▶ **TASK TO COMPLETE**
Set all the material down again unchanged, without the pictures.

▶ **SOURCE MATERIAL**
-- BEGIN --

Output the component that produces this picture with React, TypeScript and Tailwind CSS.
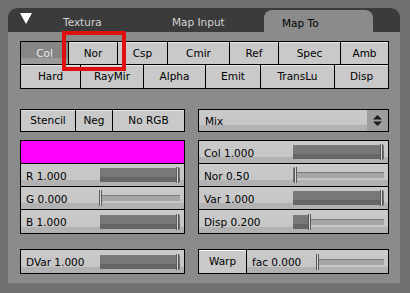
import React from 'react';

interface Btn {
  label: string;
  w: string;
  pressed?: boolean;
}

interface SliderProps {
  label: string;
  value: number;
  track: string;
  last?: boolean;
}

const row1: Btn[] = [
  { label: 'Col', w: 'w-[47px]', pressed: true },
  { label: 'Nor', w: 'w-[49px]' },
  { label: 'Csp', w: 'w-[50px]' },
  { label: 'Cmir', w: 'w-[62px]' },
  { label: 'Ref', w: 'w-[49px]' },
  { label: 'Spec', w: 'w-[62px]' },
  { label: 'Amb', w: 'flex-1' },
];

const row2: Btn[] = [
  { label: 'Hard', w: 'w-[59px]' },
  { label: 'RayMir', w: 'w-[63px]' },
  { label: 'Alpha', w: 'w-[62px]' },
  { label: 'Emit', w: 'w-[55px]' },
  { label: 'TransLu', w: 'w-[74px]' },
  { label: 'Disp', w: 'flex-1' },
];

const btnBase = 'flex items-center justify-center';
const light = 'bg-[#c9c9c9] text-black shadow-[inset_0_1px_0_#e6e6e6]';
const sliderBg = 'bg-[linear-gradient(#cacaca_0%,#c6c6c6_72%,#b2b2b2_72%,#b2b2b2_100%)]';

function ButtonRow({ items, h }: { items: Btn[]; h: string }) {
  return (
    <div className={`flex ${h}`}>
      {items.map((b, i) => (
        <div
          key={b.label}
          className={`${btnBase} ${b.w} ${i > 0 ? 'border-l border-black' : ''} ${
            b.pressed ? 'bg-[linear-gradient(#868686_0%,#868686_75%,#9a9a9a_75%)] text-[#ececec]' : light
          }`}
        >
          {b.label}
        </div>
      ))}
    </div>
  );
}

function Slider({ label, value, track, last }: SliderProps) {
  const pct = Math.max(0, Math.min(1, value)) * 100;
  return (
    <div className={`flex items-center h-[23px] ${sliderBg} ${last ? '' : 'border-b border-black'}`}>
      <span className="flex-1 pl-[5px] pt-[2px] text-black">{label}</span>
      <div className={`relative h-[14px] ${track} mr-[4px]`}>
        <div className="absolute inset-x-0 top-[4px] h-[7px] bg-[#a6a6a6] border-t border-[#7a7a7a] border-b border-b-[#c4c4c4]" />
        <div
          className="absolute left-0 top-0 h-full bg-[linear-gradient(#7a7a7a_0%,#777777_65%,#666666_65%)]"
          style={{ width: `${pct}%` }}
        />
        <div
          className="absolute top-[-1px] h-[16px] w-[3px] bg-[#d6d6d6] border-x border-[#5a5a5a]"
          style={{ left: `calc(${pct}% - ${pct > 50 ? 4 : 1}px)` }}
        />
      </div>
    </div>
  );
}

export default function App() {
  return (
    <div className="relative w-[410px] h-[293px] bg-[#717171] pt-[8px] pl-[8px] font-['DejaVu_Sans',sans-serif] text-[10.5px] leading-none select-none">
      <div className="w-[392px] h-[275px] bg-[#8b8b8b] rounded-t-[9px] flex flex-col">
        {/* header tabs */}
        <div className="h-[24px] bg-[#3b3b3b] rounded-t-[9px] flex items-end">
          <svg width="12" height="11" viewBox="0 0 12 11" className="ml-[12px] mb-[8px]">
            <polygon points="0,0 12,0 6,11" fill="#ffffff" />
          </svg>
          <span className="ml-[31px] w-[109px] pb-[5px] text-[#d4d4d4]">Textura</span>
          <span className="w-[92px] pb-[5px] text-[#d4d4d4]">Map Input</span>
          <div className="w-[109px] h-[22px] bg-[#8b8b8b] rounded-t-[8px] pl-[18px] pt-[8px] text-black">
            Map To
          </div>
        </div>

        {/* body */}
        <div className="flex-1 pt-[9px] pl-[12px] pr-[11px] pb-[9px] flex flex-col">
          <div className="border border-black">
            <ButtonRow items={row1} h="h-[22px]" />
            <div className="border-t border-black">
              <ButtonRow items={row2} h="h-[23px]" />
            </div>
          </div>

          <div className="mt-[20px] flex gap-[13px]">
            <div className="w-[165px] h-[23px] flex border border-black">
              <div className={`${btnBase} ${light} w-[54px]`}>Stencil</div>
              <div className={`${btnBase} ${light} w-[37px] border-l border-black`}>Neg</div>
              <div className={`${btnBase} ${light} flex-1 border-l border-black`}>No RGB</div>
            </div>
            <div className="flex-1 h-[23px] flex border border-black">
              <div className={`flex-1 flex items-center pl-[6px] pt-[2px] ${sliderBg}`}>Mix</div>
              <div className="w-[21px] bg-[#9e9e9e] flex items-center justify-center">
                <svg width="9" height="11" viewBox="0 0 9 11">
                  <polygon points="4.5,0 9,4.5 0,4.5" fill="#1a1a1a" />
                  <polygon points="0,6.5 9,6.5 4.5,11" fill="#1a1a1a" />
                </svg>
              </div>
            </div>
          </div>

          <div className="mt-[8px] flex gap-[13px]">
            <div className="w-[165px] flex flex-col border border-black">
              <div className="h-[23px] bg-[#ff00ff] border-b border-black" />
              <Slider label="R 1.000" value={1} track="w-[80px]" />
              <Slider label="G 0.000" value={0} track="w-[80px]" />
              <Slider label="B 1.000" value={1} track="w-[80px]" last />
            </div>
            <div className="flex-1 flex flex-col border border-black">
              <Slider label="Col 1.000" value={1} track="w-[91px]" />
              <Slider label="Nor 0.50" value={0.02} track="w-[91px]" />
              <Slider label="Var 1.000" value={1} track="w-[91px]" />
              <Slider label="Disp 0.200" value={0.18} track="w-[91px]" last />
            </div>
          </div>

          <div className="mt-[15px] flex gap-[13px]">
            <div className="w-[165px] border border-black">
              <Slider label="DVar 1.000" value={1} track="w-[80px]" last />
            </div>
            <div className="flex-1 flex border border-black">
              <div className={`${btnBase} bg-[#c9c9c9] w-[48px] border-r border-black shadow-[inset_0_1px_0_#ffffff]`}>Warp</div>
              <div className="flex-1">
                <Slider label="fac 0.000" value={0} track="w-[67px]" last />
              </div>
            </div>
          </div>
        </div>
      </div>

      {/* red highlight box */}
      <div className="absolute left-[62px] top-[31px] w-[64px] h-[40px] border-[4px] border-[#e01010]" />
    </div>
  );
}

-- END --

▶ **ANSWER FOR THE TASK**
Output the component that produces this picture with React, TypeScript and Tailwind CSS.
import React from 'react';

interface Btn {
  label: string;
  w: string;
  pressed?: boolean;
}

interface SliderProps {
  label: string;
  value: number;
  track: string;
  last?: boolean;
}

const row1: Btn[] = [
  { label: 'Col', w: 'w-[47px]', pressed: true },
  { label: 'Nor', w: 'w-[49px]' },
  { label: 'Csp', w: 'w-[50px]' },
  { label: 'Cmir', w: 'w-[62px]' },
  { label: 'Ref', w: 'w-[49px]' },
  { label: 'Spec', w: 'w-[62px]' },
  { label: 'Amb', w: 'flex-1' },
];

const row2: Btn[] = [
  { label: 'Hard', w: 'w-[59px]' },
  { label: 'RayMir', w: 'w-[63px]' },
  { label: 'Alpha', w: 'w-[62px]' },
  { label: 'Emit', w: 'w-[55px]' },
  { label: 'TransLu', w: 'w-[74px]' },
  { label: 'Disp', w: 'flex-1' },
];

const btnBase = 'flex items-center justify-center';
const light = 'bg-[#c9c9c9] text-black shadow-[inset_0_1px_0_#e6e6e6]';
const sliderBg = 'bg-[linear-gradient(#cacaca_0%,#c6c6c6_72%,#b2b2b2_72%,#b2b2b2_100%)]';

function ButtonRow({ items, h }: { items: Btn[]; h: string }) {
  return (
    <div className={`flex ${h}`}>
      {items.map((b, i) => (
        <div
          key={b.label}
          className={`${btnBase} ${b.w} ${i > 0 ? 'border-l border-black' : ''} ${
            b.pressed ? 'bg-[linear-gradient(#868686_0%,#868686_75%,#9a9a9a_75%)] text-[#ececec]' : light
          }`}
        >
          {b.label}
        </div>
      ))}
    </div>
  );
}

function Slider({ label, value, track, last }: SliderProps) {
  const pct = Math.max(0, Math.min(1, value)) * 100;
  return (
    <div className={`flex items-center h-[23px] ${sliderBg} ${last ? '' : 'border-b border-black'}`}>
      <span className="flex-1 pl-[5px] pt-[2px] text-black">{label}</span>
      <div className={`relative h-[14px] ${track} mr-[4px]`}>
        <div className="absolute inset-x-0 top-[4px] h-[7px] bg-[#a6a6a6] border-t border-[#7a7a7a] border-b border-b-[#c4c4c4]" />
        <div
          className="absolute left-0 top-0 h-full bg-[linear-gradient(#7a7a7a_0%,#777777_65%,#666666_65%)]"
          style={{ width: `${pct}%` }}
        />
        <div
          className="absolute top-[-1px] h-[16px] w-[3px] bg-[#d6d6d6] border-x border-[#5a5a5a]"
          style={{ left: `calc(${pct}% - ${pct > 50 ? 4 : 1}px)` }}
        />
      </div>
    </div>
  );
}

export default function App() {
  return (
    <div className="relative w-[410px] h-[293px] bg-[#717171] pt-[8px] pl-[8px] font-['DejaVu_Sans',sans-serif] text-[10.5px] leading-none select-none">
      <div className="w-[392px] h-[275px] bg-[#8b8b8b] rounded-t-[9px] flex flex-col">
        {/* header tabs */}
        <div className="h-[24px] bg-[#3b3b3b] rounded-t-[9px] flex items-end">
          <svg width="12" height="11" viewBox="0 0 12 11" className="ml-[12px] mb-[8px]">
            <polygon points="0,0 12,0 6,11" fill="#ffffff" />
          </svg>
          <span className="ml-[31px] w-[109px] pb-[5px] text-[#d4d4d4]">Textura</span>
          <span className="w-[92px] pb-[5px] text-[#d4d4d4]">Map Input</span>
          <div className="w-[109px] h-[22px] bg-[#8b8b8b] rounded-t-[8px] pl-[18px] pt-[8px] text-black">
            Map To
          </div>
        </div>

        {/* body */}
        <div className="flex-1 pt-[9px] pl-[12px] pr-[11px] pb-[9px] flex flex-col">
          <div className="border border-black">
            <ButtonRow items={row1} h="h-[22px]" />
            <div className="border-t border-black">
              <ButtonRow items={row2} h="h-[23px]" />
            </div>
          </div>

          <div className="mt-[20px] flex gap-[13px]">
            <div className="w-[165px] h-[23px] flex border border-black">
              <div className={`${btnBase} ${light} w-[54px]`}>Stencil</div>
              <div className={`${btnBase} ${light} w-[37px] border-l border-black`}>Neg</div>
              <div className={`${btnBase} ${light} flex-1 border-l border-black`}>No RGB</div>
            </div>
            <div className="flex-1 h-[23px] flex border border-black">
              <div className={`flex-1 flex items-center pl-[6px] pt-[2px] ${sliderBg}`}>Mix</div>
              <div className="w-[21px] bg-[#9e9e9e] flex items-center justify-center">
                <svg width="9" height="11" viewBox="0 0 9 11">
                  <polygon points="4.5,0 9,4.5 0,4.5" fill="#1a1a1a" />
                  <polygon points="0,6.5 9,6.5 4.5,11" fill="#1a1a1a" />
                </svg>
              </div>
            </div>
          </div>

          <div className="mt-[8px] flex gap-[13px]">
            <div className="w-[165px] flex flex-col border border-black">
              <div className="h-[23px] bg-[#ff00ff] border-b border-black" />
              <Slider label="R 1.000" value={1} track="w-[80px]" />
              <Slider label="G 0.000" value={0} track="w-[80px]" />
              <Slider label="B 1.000" value={1} track="w-[80px]" last />
            </div>
            <div className="flex-1 flex flex-col border border-black">
              <Slider label="Col 1.000" value={1} track="w-[91px]" />
              <Slider label="Nor 0.50" value={0.02} track="w-[91px]" />
              <Slider label="Var 1.000" value={1} track="w-[91px]" />
              <Slider label="Disp 0.200" value={0.18} track="w-[91px]" last />
            </div>
          </div>

          <div className="mt-[15px] flex gap-[13px]">
            <div className="w-[165px] border border-black">
              <Slider label="DVar 1.000" value={1} track="w-[80px]" last />
            </div>
            <div className="flex-1 flex border border-black">
              <div className={`${btnBase} bg-[#c9c9c9] w-[48px] border-r border-black shadow-[inset_0_1px_0_#ffffff]`}>Warp</div>
              <div className="flex-1">
                <Slider label="fac 0.000" value={0} track="w-[67px]" last />
              </div>
            </div>
          </div>
        </div>
      </div>

      {/* red highlight box */}
      <div className="absolute left-[62px] top-[31px] w-[64px] h-[40px] border-[4px] border-[#e01010]" />
    </div>
  );
}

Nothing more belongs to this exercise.